Heaton Research

My Current Software Toolkit

In this post I will summarize some of the computer programming technologies that I make use of. I am a data scientist with a computer science and information technology (IT) background. I am the author of several books on artificial intelligence (AI).

Computers

Between my books and the class that I teach, I need to stay fluent with Windows, Macintosh, and UNIX. For servers I prefer UNIX and often make use of Amazon’s Linux distribution when I run tasks on Amazon AWS. I no longer own a PC tower, if I need to leave something running with considerable compute power, I use AWS. I have not gone to UNIX on my laptop yet, but am considering it.
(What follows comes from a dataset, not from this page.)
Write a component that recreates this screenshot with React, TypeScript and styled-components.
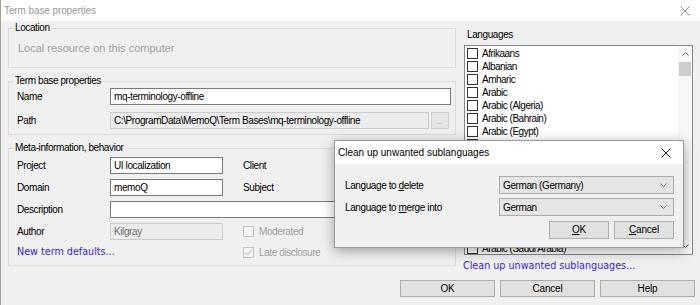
import React from "react";
import styled, { createGlobalStyle } from "styled-components";

const GlobalStyle = createGlobalStyle`
  html, body {
    margin: 0;
    padding: 0;
    background: #f0f0f0;
  }
  body {
    font-family: "Liberation Sans", Arial, sans-serif;
    font-size: 10px;
    letter-spacing: -0.4px;
    color: #000;
  }
  * {
    box-sizing: border-box;
  }
`;

const Window = styled.div`
  position: relative;
  width: 700px;
  height: 305px;
  display: flex;
  flex-direction: column;
  background: #f0f0f0;
  border-left: 1px solid #9aa89a;
  overflow: hidden;
`;

const TitleBar = styled.div<{ $active?: boolean; $h: number; $pr: number }>`
  height: ${(p) => p.$h}px;
  flex: none;
  display: flex;
  align-items: center;
  justify-content: space-between;
  background: #fff;
  padding: 0 ${(p) => p.$pr}px 0 3px;
  color: ${(p) => (p.$active ? "#000" : "#999")};
  letter-spacing: ${(p) => (p.$active ? "0" : "-0.1px")};
`;

const Body = styled.div`
  flex: 1;
  min-height: 0;
  display: flex;
  gap: 6px;
  padding: 0 6px 0 7px;
`;

const LeftCol = styled.div`
  width: 448px;
  flex: none;
  display: flex;
  flex-direction: column;
  gap: 6px;
`;

const Group = styled.fieldset`
  margin: 0;
  padding: 0;
  min-width: 0;
  border: 1px solid #dcdcdc;
`;

const Legend = styled.legend`
  margin-left: 5px;
  padding: 0 1px;
  line-height: 14px;
`;

const LocationText = styled.div`
  padding: 6px 8px 12px 9px;
  font-size: 11px;
  letter-spacing: 0;
  line-height: 14px;
  color: #a0a0a0;
`;

const PropsGrid = styled.div`
  display: grid;
  grid-template-columns: 93px 1fr;
  row-gap: 7px;
  align-items: center;
  padding: 0 4px 5px 8px;
`;

const MetaGrid = styled.div`
  display: grid;
  grid-template-columns: 93px 113px 20px 95px 1fr;
  grid-template-rows: 17px 17px 17px 17px 14px;
  row-gap: 5px;
  align-items: center;
  padding: 2px 4px 6px 8px;
`;

const Label = styled.span<{ $col?: string }>`
  grid-column: ${(p) => p.$col || "auto"};
  white-space: nowrap;
`;

const Field = styled.div<{ $disabled?: boolean; $col?: string }>`
  grid-column: ${(p) => p.$col || "auto"};
  height: 17px;
  display: flex;
  align-items: center;
  padding: 0 3px;
  white-space: nowrap;
  overflow: hidden;
  background: ${(p) => (p.$disabled ? "#ececec" : "#fff")};
  border: 1px solid ${(p) => (p.$disabled ? "#cccccc" : "#7a7a7a")};
  color: ${(p) => (p.$disabled ? "#6d6d6d" : "#000")};
`;

const PathRow = styled.div`
  display: flex;
  gap: 2px;
  padding-right: 2px;
  min-width: 0;
`;

const Browse = styled.div`
  width: 18px;
  height: 17px;
  flex: none;
  display: flex;
  align-items: flex-end;
  justify-content: center;
  padding-bottom: 3px;
  background: #e6e6e6;
  border: 1px solid #cfcfcf;
  color: #a8a8a8;
  font-size: 7px;
  letter-spacing: 0;
`;

const CheckRow = styled.label<{ $col?: string }>`
  grid-column: ${(p) => p.$col || "auto"};
  display: flex;
  align-items: center;
  gap: 5px;
  color: #a0a0a0;
  white-space: nowrap;
`;

const Box = styled.span<{ $disabled?: boolean }>`
  width: 11px;
  height: 11px;
  flex: none;
  display: flex;
  align-items: center;
  justify-content: center;
  background: ${(p) => (p.$disabled ? "#f4f4f4" : "#fff")};
  border: 1px solid ${(p) => (p.$disabled ? "#c4c4c4" : "#333")};
`;

const Link = styled.span<{ $col?: string }>`
  grid-column: ${(p) => p.$col || "auto"};
  font-family: "DejaVu Sans", Verdana, sans-serif;
  font-size: 9.6px;
  letter-spacing: 0;
  line-height: 14px;
  color: #3b23d4;
  white-space: nowrap;
`;

const RightCol = styled.div`
  flex: 1;
  display: flex;
  flex-direction: column;
  padding: 7px 0 0 2px;
`;

const ColTitle = styled.div`
  line-height: 14px;
  padding-left: 3px;
  margin-bottom: 3px;
`;

const ListBox = styled.div`
  height: 210px;
  width: 229px;
  display: flex;
  background: #fff;
  border: 1px solid #828790;
`;

const Items = styled.div`
  flex: 1;
  overflow: hidden;
  padding: 1px 0 0 2px;
`;

const Item = styled.div`
  height: 13px;
  display: flex;
  align-items: center;
  gap: 4px;
  letter-spacing: -0.5px;
  white-space: nowrap;
`;

const ScrollBar = styled.div`
  width: 14px;
  flex: none;
  display: flex;
  flex-direction: column;
  background: #f7f7f7;
`;

const ScrollArrow = styled.div`
  height: 16px;
  display: flex;
  align-items: center;
  justify-content: center;
`;

const Thumb = styled.div`
  height: 14px;
  margin: 0 1px;
  background: #cdcdcd;
`;

const Spacer = styled.div`
  flex: 1;
`;

const BottomLink = styled(Link)`
  margin: 4px 0 0 -1px;
`;

const Footer = styled.div`
  flex: none;
  display: flex;
  justify-content: flex-end;
  gap: 5px;
  padding: 0 5px 8px 0;
`;

const Button = styled.div<{ $w: number; $h: number }>`
  width: ${(p) => p.$w}px;
  height: ${(p) => p.$h}px;
  display: flex;
  align-items: center;
  justify-content: center;
  background: #e1e1e1;
  border: 1px solid #adadad;
  letter-spacing: -0.2px;
`;

const Popup = styled.div`
  position: absolute;
  left: 333px;
  top: 140px;
  width: 350px;
  height: 108px;
  display: flex;
  flex-direction: column;
  background: #f0f0f0;
  border: 1px solid #9a9a9a;
  box-shadow: 0 3px 12px rgba(0, 0, 0, 0.35);
`;

const PopupGrid = styled.div`
  display: grid;
  grid-template-columns: 154px 175px;
  grid-template-rows: 18px 18px 18px;
  row-gap: 4px;
  align-items: center;
  padding: 12px 9px 0 10px;
`;

const Combo = styled.div`
  height: 18px;
  display: flex;
  align-items: center;
  justify-content: space-between;
  padding: 0 6px 0 3px;
  background: #e5e5e5;
  border: 1px solid #acacac;
`;

const PopupButtons = styled.div`
  grid-column: 1 / 3;
  display: flex;
  justify-content: flex-end;
  gap: 5px;
  margin-top: 1px;
`;

const languages = [
  "Afrikaans",
  "Albanian",
  "Amharic",
  "Arabic",
  "Arabic (Algeria)",
  "Arabic (Bahrain)",
  "Arabic (Egypt)",
  "Arabic (Iraq)",
  "Arabic (Jordan)",
  "Arabic (Kuwait)",
  "Arabic (Lebanon)",
  "Arabic (Libya)",
  "Arabic (Morocco)",
  "Arabic (Oman)",
  "Arabic (Qatar)",
  "Arabic (Saudi Arabia)",
  "Arabic (Syria)",
];

const CloseIcon = ({ color }: { color: string }) => (
  <svg width="10" height="10" viewBox="0 0 10 10">
    <path d="M0.5 0.5L9.5 9.5M9.5 0.5L0.5 9.5" stroke={color} strokeWidth="1" fill="none" />
  </svg>
);

const Chevron = ({ up, color }: { up?: boolean; color: string }) => (
  <svg width="7" height="4" viewBox="0 0 7 4">
    <polyline
      points={up ? "0.5,3.5 3.5,0.5 6.5,3.5" : "0.5,0.5 3.5,3.5 6.5,0.5"}
      stroke={color}
      strokeWidth="1"
      fill="none"
    />
  </svg>
);

const Tick = () => (
  <svg width="9" height="9" viewBox="0 0 9 9">
    <polyline points="1,4.5 3.5,7 8,1.5" stroke="#b0b0b0" strokeWidth="1" fill="none" />
  </svg>
);

function App() {
  return (
    <>
      <GlobalStyle />
      <Window>
        <TitleBar $h={21} $pr={10}>
          <span>Term base properties</span>
          <CloseIcon color="#8c8c8c" />
        </TitleBar>
        <Body>
          <LeftCol>
            <Group>
              <Legend>Location</Legend>
              <LocationText>Local resource on this computer</LocationText>
            </Group>
            <Group>
              <Legend>Term base properties</Legend>
              <PropsGrid>
                <Label>Name</Label>
                <Field>mq-terminology-offline</Field>
                <Label>Path</Label>
                <PathRow>
                  <Field $disabled style={{ flex: 1, color: "#000" }}>
                    C:\ProgramData\MemoQ\Term Bases\mq-terminology-offline
                  </Field>
                  <Browse>...</Browse>
                </PathRow>
              </PropsGrid>
            </Group>
            <Group>
              <Legend>Meta-information, behavior</Legend>
              <MetaGrid>
                <Label>Project</Label>
                <Field>UI localization</Field>
                <Label $col="4">Client</Label>
                <Field />
                <Label>Domain</Label>
                <Field>memoQ</Field>
                <Label $col="4">Subject</Label>
                <Field />
                <Label>Description</Label>
                <Field $col="2 / 6" />
                <Label>Author</Label>
                <Field $disabled>Kilgray</Field>
                <CheckRow $col="4 / 6">
                  <Box $disabled />
                  Moderated
                </CheckRow>
                <Link $col="1 / 3">New term defaults...</Link>
                <CheckRow $col="4 / 6">
                  <Box $disabled>
                    <Tick />
                  </Box>
                  Late disclosure
                </CheckRow>
              </MetaGrid>
            </Group>
          </LeftCol>
          <RightCol>
            <ColTitle>Languages</ColTitle>
            <ListBox>
              <Items>
                {languages.map((lang) => (
                  <Item key={lang}>
                    <Box />
                    {lang}
                  </Item>
                ))}
              </Items>
              <ScrollBar>
                <ScrollArrow>
                  <Chevron up color="#606060" />
                </ScrollArrow>
                <Thumb />
                <Spacer />
                <ScrollArrow>
                  <Chevron color="#606060" />
                </ScrollArrow>
              </ScrollBar>
            </ListBox>
            <BottomLink>Clean up unwanted sublanguages...</BottomLink>
          </RightCol>
        </Body>
        <Footer>
          <Button $w={95} $h={17}>OK</Button>
          <Button $w={95} $h={17}>Cancel</Button>
          <Button $w={95} $h={17}>Help</Button>
        </Footer>

        <Popup>
          <TitleBar $active $h={23} $pr={12}>
            <span>Clean up unwanted sublanguages</span>
            <CloseIcon color="#222" />
          </TitleBar>
          <PopupGrid>
            <Label>
              Language to <u>d</u>elete
            </Label>
            <Combo>
              <span>German (Germany)</span>
              <Chevron color="#7a7a7a" />
            </Combo>
            <Label>
              Language to <u>m</u>erge into
            </Label>
            <Combo>
              <span>German</span>
              <Chevron color="#7a7a7a" />
            </Combo>
            <PopupButtons>
              <Button $w={60} $h={18}>
                <u>O</u>K
              </Button>
              <Button $w={60} $h={18}>
                <u>C</u>ancel
              </Button>
            </PopupButtons>
          </PopupGrid>
        </Popup>
      </Window>
    </>
  );
}

export default App;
I particularly like the Mint operating system. My main laptop is a Mac Book Pro, but I also make use of a Microsoft Surface Book.

Data Science

For data science projects the primary programming language that I use is Python. I particularly like the Anaconda Python distribution. I also make use of the R programming language. For data science I find that it is necessary to stay proficient in both R and Python. For Data Science, my favorite Python libraries are:

  • XGBoost One of the most versatile machine learning models out there. Though, I am starting to play with Light GBM some.
  • TensorFlow - Currently my primary deep learning framework.
  • Keras - A very nice high level abstraction for deep learning. I make use of Keras in my deep learning course and my books.
  • Scikit-Learn - Great for using machine learning models outside of XGBoost and TensorFlow.
  • Numpy/Scipy - Also great for numeric processing in Python.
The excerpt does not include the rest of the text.